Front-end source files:
**********

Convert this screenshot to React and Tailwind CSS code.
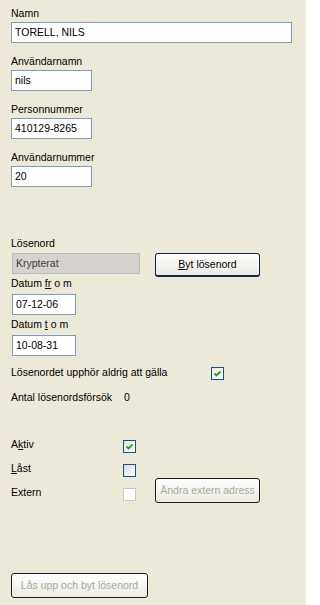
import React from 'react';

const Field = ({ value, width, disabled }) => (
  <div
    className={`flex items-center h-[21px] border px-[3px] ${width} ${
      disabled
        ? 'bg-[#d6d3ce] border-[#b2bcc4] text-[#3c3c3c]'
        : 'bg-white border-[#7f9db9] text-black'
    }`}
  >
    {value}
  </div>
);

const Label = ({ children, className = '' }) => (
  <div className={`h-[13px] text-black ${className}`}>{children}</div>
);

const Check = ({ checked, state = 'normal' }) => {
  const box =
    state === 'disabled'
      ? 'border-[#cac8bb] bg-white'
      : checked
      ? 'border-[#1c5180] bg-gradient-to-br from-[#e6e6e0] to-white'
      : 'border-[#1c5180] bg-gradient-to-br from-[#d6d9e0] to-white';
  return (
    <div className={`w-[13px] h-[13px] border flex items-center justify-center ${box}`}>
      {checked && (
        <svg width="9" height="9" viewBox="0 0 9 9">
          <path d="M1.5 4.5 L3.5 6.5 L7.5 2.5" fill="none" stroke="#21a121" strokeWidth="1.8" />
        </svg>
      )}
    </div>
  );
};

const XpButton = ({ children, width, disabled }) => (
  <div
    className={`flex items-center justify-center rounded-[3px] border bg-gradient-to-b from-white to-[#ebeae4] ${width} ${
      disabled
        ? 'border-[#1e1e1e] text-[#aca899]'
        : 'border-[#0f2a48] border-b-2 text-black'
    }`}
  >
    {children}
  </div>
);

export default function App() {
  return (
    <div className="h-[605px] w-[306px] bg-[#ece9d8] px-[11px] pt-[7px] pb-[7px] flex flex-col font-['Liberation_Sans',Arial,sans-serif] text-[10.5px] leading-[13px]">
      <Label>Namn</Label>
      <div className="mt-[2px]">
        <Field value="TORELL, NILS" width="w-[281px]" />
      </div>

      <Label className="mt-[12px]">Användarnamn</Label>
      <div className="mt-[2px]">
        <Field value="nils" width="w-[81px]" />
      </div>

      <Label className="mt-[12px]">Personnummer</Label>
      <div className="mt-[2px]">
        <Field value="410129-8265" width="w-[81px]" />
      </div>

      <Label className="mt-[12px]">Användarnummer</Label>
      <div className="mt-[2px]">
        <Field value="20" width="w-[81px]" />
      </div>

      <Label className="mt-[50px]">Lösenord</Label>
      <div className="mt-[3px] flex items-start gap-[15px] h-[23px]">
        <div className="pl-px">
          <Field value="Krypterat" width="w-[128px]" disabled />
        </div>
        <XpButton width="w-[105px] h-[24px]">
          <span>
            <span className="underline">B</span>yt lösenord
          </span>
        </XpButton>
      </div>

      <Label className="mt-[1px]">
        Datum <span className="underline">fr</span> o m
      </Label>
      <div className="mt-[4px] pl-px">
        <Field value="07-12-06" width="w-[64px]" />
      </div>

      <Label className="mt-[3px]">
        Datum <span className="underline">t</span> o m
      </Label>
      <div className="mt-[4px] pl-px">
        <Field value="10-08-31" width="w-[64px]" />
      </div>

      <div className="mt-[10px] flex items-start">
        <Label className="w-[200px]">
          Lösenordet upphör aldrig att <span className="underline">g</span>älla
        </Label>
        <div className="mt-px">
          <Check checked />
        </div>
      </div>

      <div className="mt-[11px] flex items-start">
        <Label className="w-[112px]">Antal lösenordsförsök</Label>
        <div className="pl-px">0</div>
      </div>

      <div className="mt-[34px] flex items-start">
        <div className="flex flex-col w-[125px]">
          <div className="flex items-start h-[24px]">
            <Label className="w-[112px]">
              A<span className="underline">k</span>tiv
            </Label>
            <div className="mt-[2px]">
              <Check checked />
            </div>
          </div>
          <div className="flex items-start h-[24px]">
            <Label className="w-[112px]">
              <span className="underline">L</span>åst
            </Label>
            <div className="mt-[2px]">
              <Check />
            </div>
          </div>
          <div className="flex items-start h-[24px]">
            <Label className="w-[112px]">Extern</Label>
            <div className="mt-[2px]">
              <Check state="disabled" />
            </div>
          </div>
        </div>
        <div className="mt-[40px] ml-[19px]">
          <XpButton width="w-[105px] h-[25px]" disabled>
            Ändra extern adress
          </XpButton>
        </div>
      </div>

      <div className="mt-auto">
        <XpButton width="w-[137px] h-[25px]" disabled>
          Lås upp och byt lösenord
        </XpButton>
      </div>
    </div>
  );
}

**********

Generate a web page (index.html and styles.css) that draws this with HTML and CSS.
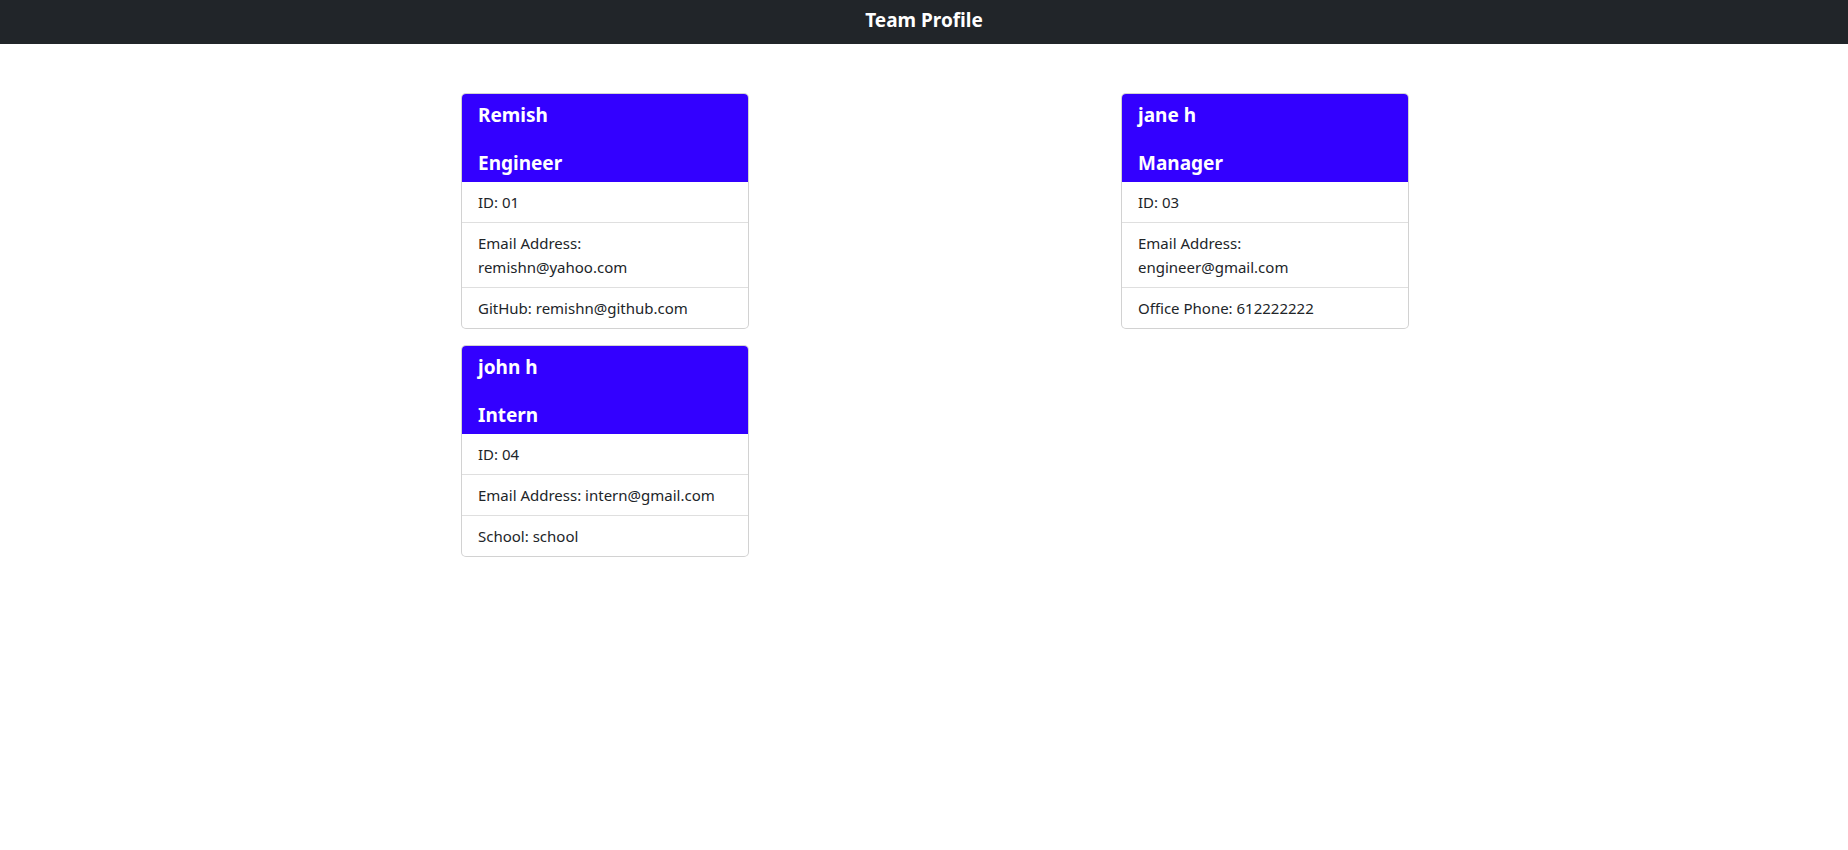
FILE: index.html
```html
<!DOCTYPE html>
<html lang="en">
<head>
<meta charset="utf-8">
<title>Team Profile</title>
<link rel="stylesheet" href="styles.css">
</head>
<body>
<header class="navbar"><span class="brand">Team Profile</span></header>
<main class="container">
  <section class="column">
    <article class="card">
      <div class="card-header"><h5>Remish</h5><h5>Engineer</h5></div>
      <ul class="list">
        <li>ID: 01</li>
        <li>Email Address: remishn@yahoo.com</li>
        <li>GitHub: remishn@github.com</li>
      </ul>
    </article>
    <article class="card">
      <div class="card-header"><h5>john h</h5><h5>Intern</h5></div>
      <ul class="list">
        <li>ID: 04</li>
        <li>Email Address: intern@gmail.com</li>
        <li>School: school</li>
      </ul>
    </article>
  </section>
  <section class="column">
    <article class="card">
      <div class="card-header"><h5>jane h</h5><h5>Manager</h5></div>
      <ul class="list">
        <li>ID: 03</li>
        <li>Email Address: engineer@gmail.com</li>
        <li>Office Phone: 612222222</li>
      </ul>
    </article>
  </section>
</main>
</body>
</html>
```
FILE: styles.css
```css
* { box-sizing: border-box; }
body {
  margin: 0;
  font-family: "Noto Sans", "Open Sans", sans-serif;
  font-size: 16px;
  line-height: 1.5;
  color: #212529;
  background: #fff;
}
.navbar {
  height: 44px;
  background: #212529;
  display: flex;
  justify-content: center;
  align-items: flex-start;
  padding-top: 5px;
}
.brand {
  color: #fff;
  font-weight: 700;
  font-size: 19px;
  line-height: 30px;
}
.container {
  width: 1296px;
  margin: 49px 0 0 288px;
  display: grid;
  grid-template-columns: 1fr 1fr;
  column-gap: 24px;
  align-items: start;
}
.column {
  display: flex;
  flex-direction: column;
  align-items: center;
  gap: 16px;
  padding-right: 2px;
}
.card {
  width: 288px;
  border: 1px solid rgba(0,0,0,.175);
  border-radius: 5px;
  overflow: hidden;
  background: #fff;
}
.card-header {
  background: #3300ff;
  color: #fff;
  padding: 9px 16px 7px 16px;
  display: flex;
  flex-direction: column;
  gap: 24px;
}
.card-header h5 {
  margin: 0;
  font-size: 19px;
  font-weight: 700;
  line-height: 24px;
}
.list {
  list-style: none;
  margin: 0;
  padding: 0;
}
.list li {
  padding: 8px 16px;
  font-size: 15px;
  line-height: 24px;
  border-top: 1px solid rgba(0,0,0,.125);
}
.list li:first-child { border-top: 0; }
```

**********

### The problem
Work out how many lines in the records above hold the string "index", then give only that count.

### Response to the exercise
2